For crypto traders, this is also about where money hides when nerves show up. When risk appetite fades, capital usually runs to BTC and ETH first. Governance tokens like $UNI tend to wait in the second line, sometimes longer. Context/analysis: after the Federal Reserve raised rates by 75 bps on June 15, 2022, crypto markets became fixated on liquidity, and BTC became the cleaner way to trade risk-on or risk-off views. $UNI near $3.00 does not have that same pull. Counter to the usual “alts bounce hardest” argument, the first question here is survival, not upside.

That matters because $UNI is not dropping in isolation. It is sitting on support while supply moves toward exchanges. If traders expect easier liquidity, they may buy the dip. If they expect tighter conditions, they usually demand proof before rotating into smaller, riskier tokens. A 2.16 million $UNI Binance deposit, an estimated $6.39 million realized loss, and $4.65 million in positive Spot netflows all point to one problem: buyers have to absorb actual supply here. Drawing a line at $3.00 is not enough. We have seen this setup before in DeFi names: support looks fine until the bid suddenly gets thin.

Regulation is another weight on the token. Context/analysis: on April 10, 2024, Uniswap Labs said it had received a Wells notice from the SEC, putting decentralized exchange governance tokens back in the U.S. regulatory mess. That does not explain why this whale sold. The source gives no motive, and guessing would be sloppy. Still, traders price uncertainty. For $UNI, the link is direct enough: legal pressure can make investors less willing to pay for governance rights. It can also dull fee-switch hopes and long term token value. Most guides treat regulation as background noise. That is only half right.

There is one wrinkle: Binance’s biggest traders do not look scared yet. Source data showed 60.71% of top trader accounts long and 39.29% short. The Long/Short Ratio sits at 1.55, so plenty of experienced accounts still seem to expect a bounce near support. Is that irrational? Not really. Traders like round numbers such as $3.00 because risk is easy to define, while $4.00 gives them a clear target if the rebound works. I get the trade. I just do not love the backdrop.

But heavy long positioning can get uncomfortable if spot selling keeps coming. A long-biased market near $3.00 needs fresh demand, or at least a break in exchange inflows.
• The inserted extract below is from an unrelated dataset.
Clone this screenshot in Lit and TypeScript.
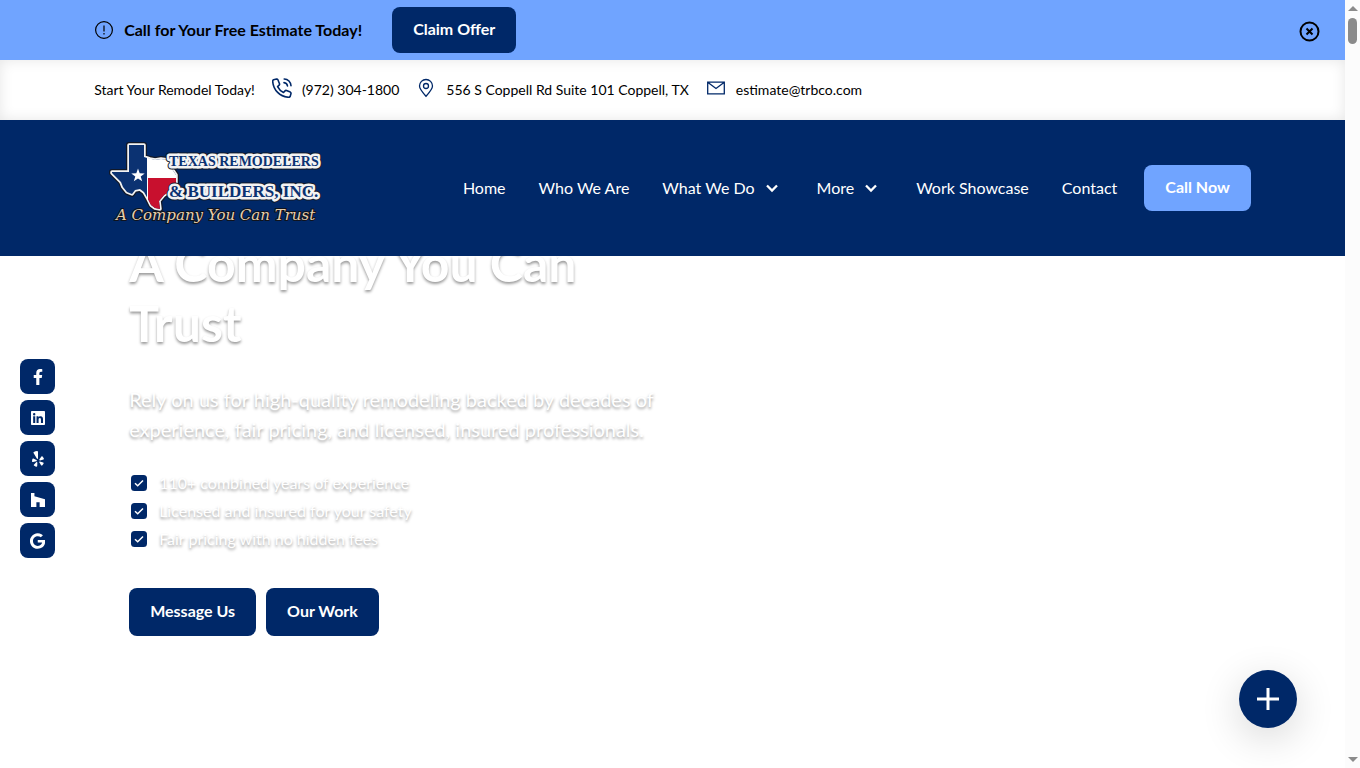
import { LitElement, html, css, svg } from "lit";
import { customElement, state } from "lit/decorators.js";

const socials = [
  { name: "Facebook", box: "0 0 320 512", path: svg`<path d="M279 288l14-93h-89v-60c0-25 12-50 52-50h41V7S260 0 225 0c-73 0-121 44-121 125v70H23v93h81v224h100V288z"/>` },
  { name: "LinkedIn", box: "0 0 448 512", path: svg`<path d="M416 32H32C14 32 0 47 0 64v383c0 18 14 33 32 33h384c18 0 32-15 32-33V64c0-17-14-32-32-32zM135 416H69V202h67v214zm-33-243a38 38 0 1 1 0-77 38 38 0 0 1 0 77zm282 243h-66V312c0-25-1-57-35-57s-40 27-40 55v106h-66V202h64v29h1c9-17 30-35 63-35 67 0 79 44 79 102z"/>` },
  { name: "Yelp", box: "0 0 384 512", path: svg`<path d="M42 240l99 48c19 10 17 35-3 40l-107 27c-14 3-27-7-28-21-2-27 1-53 10-78 5-14 17-22 29-16zM86 479c15 12 34 21 54 25 14 2 27-8 27-22l4-110c1-20-23-31-37-16L60 438c-10 11-8 30 26 41zM232 363l58 93c8 12 24 14 35 5 19-16 35-36 46-58 6-13-1-27-14-32l-104-34c-19-6-32 12-21 26zM379 237c-11-24-25-45-43-63-10-9-26-8-34 4l-64 89c-12 16 3 38 22 33l105-29c15-4 21-18 14-34zM62 30c-14 7-19 21-12 34l104 179c10 18 38 11 38-10V28c0-17-14-29-30-28-35 3-68 13-100 30z"/>` },
  { name: "Houzz", box: "0 0 448 512", path: svg`<path d="M276 481V328H172v153H0V32h110v103l338 97v249z"/>` },
  { name: "Google", box: "0 0 488 512", path: svg`<path d="M488 262c0 142-97 242-240 242A248 248 0 1 1 414 74l-67 65C259 54 95 118 95 256c0 86 69 156 153 156 98 0 135-70 140-107H248v-85h236c3 13 4 25 4 42z"/>` },
];

const chevron = html`<svg class="chevron" viewBox="0 0 14 14" aria-hidden="true"><path d="M2 4.5l5 5 5-5" fill="none" stroke="currentColor" stroke-width="2.3"/></svg>`;

@customElement("brand-logo")
class BrandLogo extends LitElement {
  static styles = css`
    :host { display: block; width: 216px; }
    .art { display: block; width: 100%; overflow: visible; }
    .word { font-family: "Liberation Serif", serif; font-weight: 700; fill: #0b3272; stroke-linejoin: round; paint-order: stroke; }
    .dark { stroke: #111827; stroke-width: 7; }
    .light { stroke: #f3f3f3; stroke-width: 5; }
    .top { font-size: 14px; }
    .bottom { font-size: 17px; }
    .tag { font-family: "DejaVu Serif", serif; font-style: italic; font-size: 15px; fill: #e6cfae; stroke: #10131c; stroke-width: 2; paint-order: stroke; }
  `;
  render() {
    const words = (c: string) => svg`
      <text class="word top ${c}" x="59" y="25">TEXAS REMODELERS</text>
      <text class="word bottom ${c}" x="59" y="56">&amp; BUILDERS, INC.</text>`;
    const outline = "M19 4h15v12l6 2 5 1 6-1 7 1 4 9 4 6v8l-6 8-6 4-5 6 1 8-5-1-4-3-3-6-4-7-4-3-5 1-3 4-5-2-4-5-2-5-9-9v-1h17z";
    return html`<svg class="art" viewBox="0 0 216 86" role="img" aria-label="Texas Remodelers and Builders">
      <path d=${outline} fill="#0b3272" stroke="#111827" stroke-width="6" stroke-linejoin="round"/>
      <path d=${outline} fill="#0b3272" stroke="#f3f3f3" stroke-width="3.5" stroke-linejoin="round"/>
      <path d=${outline} fill="#0b3272"/>
      <path d="M38 17l7 2 6-1 7 1 4 9 4 6v3H38z" fill="#fff"/>
      <path d="M38 37h28v5l-6 8-6 4-5 6 1 8-5-1-4-3-3-6z" fill="#c8102e"/>
      <path d="M37.500 17v43" stroke="#fff" stroke-width="1"/>
      <path d="M28 27.500l1.700 4.800 5 .100-4 3 1.500 4.900-4.200-2.900-4.200 2.900 1.500-4.900-4-3 5-.100z" fill="#fff"/>
      ${words("dark")}${words("light")}
      <text class="tag" x="6" y="79">A Company You Can Trust</text>
    </svg>`;
  }
}

@customElement("app-root")
class AppRoot extends LitElement {
  @state() private offer = true;

  static styles = css`
    :host { display: grid; grid-template-columns: minmax(0, 1fr) 15px; height: 100vh; overflow: hidden; background: #fff; color: #000; font: 16px/24px Lato, sans-serif; --navy: #002868; --sky: #70a4ff; }
    * { box-sizing: border-box; }
    a { color: inherit; text-decoration: none; }
    button { font: inherit; border: 0; cursor: pointer; }
    svg { display: block; flex: none; }
    .page { display: flex; flex-direction: column; min-height: 0; }
    .wrap { width: 86%; margin: 0 auto; display: flex; align-items: center; }
    .banner { position: relative; background: var(--sky); height: 60px; display: flex; flex: none; font-weight: 700; }
    .banner .label { margin: 0 30px 0 10px; }
    .banner .icon { width: 20px; }
    .btn { display: inline-flex; align-items: center; height: 46px; padding: 0 21px 2px; border-radius: 8px; background: var(--navy); color: #fff; font-weight: 700; white-space: nowrap; }
    .btn.sky { background: var(--sky); }
    .btn.tall { height: 48px; }
    .close { position: absolute; right: 25px; top: 21px; padding: 0; background: none; color: #000; }
    .close svg { width: 21px; }
    .contact { height: 60px; flex: none; display: flex; font-size: 14px; box-shadow: inset 0 0 14px rgba(0, 0, 0, .1); }
    .contact .wrap { gap: 17px; }
    .contact .item { display: flex; align-items: center; gap: 10px; }
    .contact .icon { width: 20px; color: var(--navy); margin-bottom: 4px; }
    .header { position: relative; z-index: 1; height: 136px; flex: none; display: flex; background: var(--navy); color: #fff; }
    .header .wrap { justify-content: space-between; }
    .logo { padding: 0 0 8px 16px; }
    .nav { display: flex; align-items: center; gap: 33px; white-space: nowrap; }
    .nav .more { display: flex; align-items: center; gap: 10px; padding-right: 5px; }
    .nav .btn { margin-left: -6px; }
    .chevron { width: 14px; }
    .hero { flex: 1; min-height: 0; display: flex; flex-direction: column; justify-content: flex-end; padding: 0 0 132px; }
    .copy { width: 86%; margin: 0 auto; padding-left: 35px; color: #fff; text-shadow: 0 2px 3px rgba(0, 0, 0, .4); }
    .title { max-width: 540px; margin: 0 0 31px; font-size: 50px; line-height: 60px; font-weight: 700; }
    .lead { max-width: 540px; margin: 0 0 25px; font-size: 20px; line-height: 30px; }
    .list { list-style: none; margin: 0 0 35px; padding: 0 0 0 2px; line-height: 28px; }
    .list .row { display: flex; align-items: center; gap: 12px; }
    .list .tick { width: 16px; }
    .actions { display: flex; gap: 10px; text-shadow: none; }
    .social { position: fixed; left: 20px; top: 359px; display: grid; gap: 6px; }
    .social .link { display: grid; place-items: center; width: 35px; height: 35px; border-radius: 8px; background: var(--navy); }
    .social .glyph { height: 16px; fill: #fff; }
    .fab { position: fixed; right: 63px; bottom: 40px; width: 58px; height: 58px; padding: 0; display: grid; place-items: center; border-radius: 50%; background: var(--navy); box-shadow: 0 10px 40px rgba(0, 0, 0, .16); }
    .fab svg { width: 24px; }
    .bar { display: flex; flex-direction: column; align-items: center; justify-content: space-between; background: #fcfcfc; padding: 6px 0; }
    .bar .upper { display: grid; gap: 7px; justify-items: center; }
    .bar .arrow { width: 10px; fill: #8b8b8b; }
    .bar .thumb { width: 9px; height: 26px; border-radius: 5px; background: #8b8b8b; }
  `;

  render() {
    return html`
      <div class="page">
        ${this.offer ? html`<div class="banner">
          <div class="wrap">
            <svg class="icon" viewBox="0 0 20 20" fill="none" stroke="#000" stroke-width="1.200" aria-hidden="true"><circle cx="10" cy="10" r="8.400"/><path d="M10 5.500v6M10 13v1.600"/></svg>
            <span class="label">Call for Your Free Estimate Today!</span>
            <a class="btn" href="#offer">Claim Offer</a>
          </div>
          <button class="close" aria-label="Close" @click=${() => (this.offer = false)}>
            <svg viewBox="0 0 21 21" fill="none" stroke="currentColor" stroke-width="2"><circle cx="10.500" cy="10.500" r="9"/><path d="M7.500 7.500l6 6m0-6l-6 6"/></svg>
          </button>
        </div>` : null}
        <div class="contact">
          <div class="wrap">
            <span>Start Your Remodel Today!</span>
            <a class="item" href="tel:9723041800">
              <svg class="icon" viewBox="0 0 20 20" fill="none" stroke="currentColor" stroke-width="1.600" stroke-linejoin="round" stroke-linecap="round"><path d="M4.500 1L1.600 1.800Q.700 2.200.700 3.200C1.200 12 8 18.800 16.800 19.300q1 0 1.400-.900l.800-2.900q.100-1-.700-1.400l-3.800-1.600q-.900-.300-1.500.400L11.500 14.500C9 13.300 6.900 11.200 5.600 8.600L7.100 7.200q.700-.700.400-1.500L5.900 1.800Q5.500.900 4.500 1zM12.200 1a7 7 0 0 1 6.800 6.800M12 4.600a4 4 0 0 1 3.500 3.400"/></svg>
              <span>(972) 304-1800</span>
            </a>
            <a class="item" href="#map">
              <svg class="icon" viewBox="0 0 20 20" fill="none" stroke="currentColor" stroke-width="1.300"><path d="M10 18.300C6 13.800 3.500 11 3.500 8a6.500 6.500 0 0 1 13 0c0 3-2.500 5.800-6.500 10.300z"/><circle cx="10" cy="8" r="2.500"/></svg>
              <span>556 S Coppell Rd Suite 101 Coppell, TX</span>
            </a>
            <a class="item" href="mailto:estimate@trbco.com">
              <svg class="icon" viewBox="0 0 20 20" fill="none" stroke="currentColor" stroke-width="1.300"><path d="M1.700 4.200h16.600v11.600H1.700zM2 4.500l8 6 8-6"/></svg>
              <span>estimate@trbco.com</span>
            </a>
          </div>
        </div>
        <header class="header">
          <div class="wrap">
            <a class="logo" href="#home"><brand-logo></brand-logo></a>
            <nav class="nav">
              <a href="#home">Home</a>
              <a href="#about">Who We Are</a>
              <a class="more" href="#services">What We Do ${chevron}</a>
              <a class="more" href="#more">More ${chevron}</a>
              <a href="#work">Work Showcase</a>
              <a href="#contact">Contact</a>
              <a class="btn sky" href="tel:9723041800">Call Now</a>
            </nav>
          </div>
        </header>
        <main class="hero">
          <div class="copy">
            <h1 class="title">A Company You Can Trust</h1>
            <p class="lead">Rely on us for high-quality remodeling backed by decades of experience, fair pricing, and licensed, insured professionals.</p>
            <ul class="list">
              ${["110+ combined years of experience", "Licensed and insured for your safety", "Fair pricing with no hidden fees"].map((t) => html`
                <li class="row"><svg class="tick" viewBox="0 0 16 16" aria-hidden="true"><rect width="16" height="16" rx="3.500" fill="#002868"/><path d="M4 8.200l2.700 2.600L12 5.500" fill="none" stroke="#fff" stroke-width="1.500"/></svg><span>${t}</span></li>`)}
            </ul>
            <div class="actions">
              <a class="btn tall" href="#message">Message Us</a>
              <a class="btn tall" href="#work">Our Work</a>
            </div>
          </div>
        </main>
      </div>
      <div class="bar" aria-hidden="true">
        <div class="upper"><svg class="arrow" viewBox="0 0 10 5"><path d="M0 5l5-5 5 5z"/></svg><div class="thumb"></div></div>
        <svg class="arrow" viewBox="0 0 10 5"><path d="M0 0l5 5 5-5z"/></svg>
      </div>
      <div class="social">
        ${socials.map((s) => html`<a class="link" href="#social" aria-label=${s.name}><svg class="glyph" viewBox=${s.box}>${s.path}</svg></a>`)}
      </div>
      <button class="fab" aria-label="Open menu"><svg viewBox="0 0 24 24" fill="none" stroke="#fff" stroke-width="3"><path d="M12 1v22M1 12h22"/></svg></button>
    `;
  }
}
Without that, confidence can drain fast. The setup is tense: one long term holder locked in an estimated $6.39 million loss, exchange netflows flipped positive by about $4.65 million, top Binance accounts still leaned long at 60.71%. That is not a clean reversal. It is a standoff. Yes, that slightly contradicts the support-bounce case above. Bear with me: both can be true until $3.00 breaks or holds with volume.

The chart is blunt. Buyers need to hold $3.00 first. Then they need enough momentum to take another shot at $4.00, where earlier bounces failed. Until that changes, the lower-high pattern still favors sellers. ADX at 25.10 says the trend is strong enough to respect, and -DI at 22.90 above +DI at 12.01 keeps the pressure on bulls. Support zones can still snap back hard when too many traders crowd one side. I would not rule out a sharp relief move, but it needs to show up soon. No drift allowed.

What this means

$UNI’s downtrend is in a touchier spot now. A whale selling 2.16 million tokens after about a year, with an estimated $6.39 million loss, looks more like capitulation than routine portfolio cleanup. The ticker is $UNI. The level is $3.00. If that support breaks cleanly, traders will probably treat the whale deposit and the $4.65 million exchange inflow as evidence that sellers still have control. My read: the burden of proof has shifted to buyers.

Watch $UNI at $3.00 and $4.00 on the next daily closes. Track CoinGlass Spot netflows to see whether exchange balances keep rising after the latest roughly $4.65 million inflow. Binance top trader positioning matters too: the 60.71% long share and 1.55 Long/Short Ratio can help a rebound only if spot buyers absorb the supply. Macro still matters in the background. The next FOMC decision and CME BTC futures positioning are worth watching because BTC and ETH usually set the tone for smaller DeFi tokens like $UNI.